On-site restaurant Juliet provides a selection of signature dishes and fine wine. // © 2017 The Pink Sands Club
Feature image (above): The Pink Sands Club, which recently underwent a $120 million renovation, features 26 suites and six hotel villas. // © 2017 The Pink Sands Club
Looking down on Canouan, I couldn’t believe I was finally landing on this relatively unknown island in the south Caribbean. The journey from Washington, D.C., to Barbados, then a private jet to this island in St. Vincent and the Grenadines, was long, but each stop got me closer to what would be an exclusive luxury experience my body and brain were craving.
Canouan Island is home to The Pink Sands Club and Canouan Estate. Only 25 miles south of St. Vincent, Canouan is 3.5 miles long by 1.25 miles wide and home to some 1,700 residents. This is where guests come when they want to get away from it all. Couples and families can unplug if they want to, but Wi-Fi access is available.
A seven-night stay includes complimentary roundtrip airfare on the daily Grenadine Airways flight. Guests traveling on Wednesdays or Saturdays may enjoy an upgrade on the resort’s private jet, which takes only 25 minutes from Barbados. The ride is smooth, and the pilots are nothing but hospitable. A recent expansion at Canouan’s airport created a 5,900-foot runway, which allows for any private jet up to a Boeing 737 or Airbus 319 to land.

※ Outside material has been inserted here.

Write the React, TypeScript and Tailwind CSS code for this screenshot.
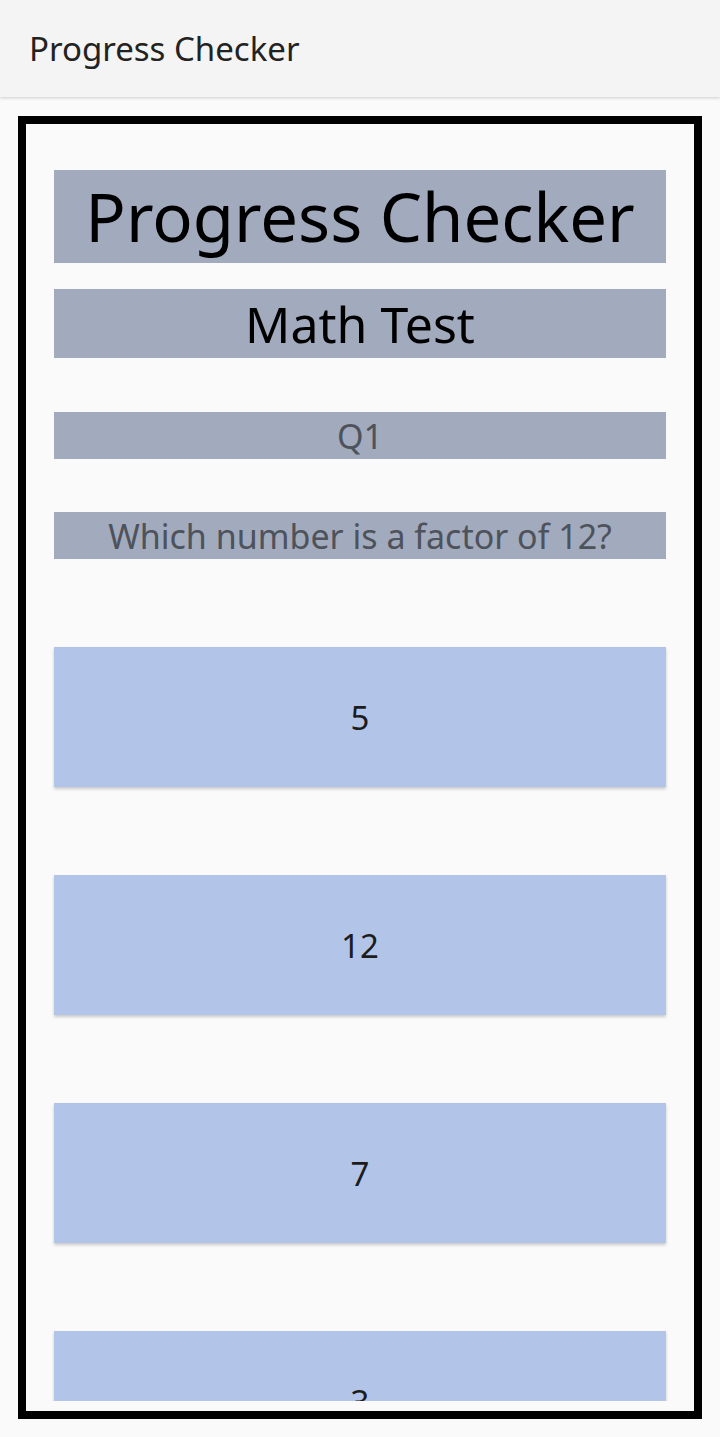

Upon arrival, we quickly cleared customs, as there were only four of us on the flight, and The Pink Sands Club van was waiting to whisk us to the north side of the island to start our luxury adventure. As we stepped out of the car, we were handed a refreshing cocktail on the veranda overlooking the property and Caribbean Sea. The clear blue water was calm, with just a few tiny waves slapping the shore (thanks to the large barrier reefs on this part of the island).
The Pink Sands Club features 26 suites and six hotel villas on-site, with rental villas available through Canouan Estate. The exclusivity and sumptuousness in every detail of the property screamed elegance and a lavish lifestyle, and yet the island vibe balanced out the resort, creating a space that guests could really relax in and not worry about the stresses back at home.
My standard suite was palatial at nearly 1,300 square feet, thanks to a more than $120 million-dollar renovation unveiled in October 2016. Little details such as textured walls and knickknacks throughout made it feel more like a home away from home than a resort space that screamed “Look, but don’t touch.” The king-size bed and soaker tub with bath salts were a blessed relief after getting up at 3 a.m. to make my flight down.
All aspects of my room — from the curtains, doors and lights to the air-conditioning and entertainment options — were controlled via one of three iPads provided. Most fascinating of all was the television built into the sliding door that separates the bedroom from the living room and patio. Every night, I sank into a mound of pillows to relax after a day in the sun, closing the door and watching a few silly shows to unwind. Each morning, I pressed one button on the iPad next to me to open the door and curtains to watch the sun shining on the water just outside. I could order room service or head down the hall to grab a bite to start my day.
Breakfast is a simple affair at Lagoon Cafe, featuring a.m. staples and one of the best banana breads I have ever eaten. Dining options change day to day depending on hotel occupancy and guest requests. The pool bar serves a fabulous seared tuna plate that goes well with a crisp white wine (which I enjoyed at the swim-up bar).
Juliet is the preferred option for a nice meal with friends and family. The wine selection is excellent, and the menu features signature dishes such as Black Angus Prime beef filet, Irish native oysters, H. Forman & Son’s smoked salmon and foie gras. Romeo features Pan-Asian cuisine but is not open every night. Guests with allergies should let the staff know immediately, as there are many nuts, soy and other common allergens used in the kitchens.
The highlight of the weekend was a catamaran cruise to the Tobago Cays archipelago, where we swam with native turtles, squid and tropical fish. This day trip was great with a bunch of friends, but would have been just as wonderful for families with kids who can swim and aren’t afraid to dive right in.
For parents looking for a little quiet time on their own, the Pirates of the Pink Sands Kids Club and Teenagers Club is one of the best kids’ clubs I’ve ever seen on the islands. Teens have their own space so they don’t feel crowded in with the little ones. There are regular activities that make the club feel more like a summer camp than a babysitting service, and there are two kids’ pools, one of which includes a splash pad and waterslide.
Since my kids weren’t with me, I took advantage of one of the best amenities of all — the spa. I experience the Tickled Pink, which is a 110-minute signature scrub and massage treatment perfect for any trip from a winter destination. There are nine hillside treatment rooms that are accessible by tram, and two overwater bungalows that are currently accessed by boat but will soon be accessible via a walkway.
Flying out of Canouan was bittersweet. I knew I had to get back to my family, but this quiet getaway was just what I needed. As I headed back to cold weather, I knew I would continue dreaming about those warm, white-sand beaches for many weeks to come, until the first flowers start to bloom again in spring.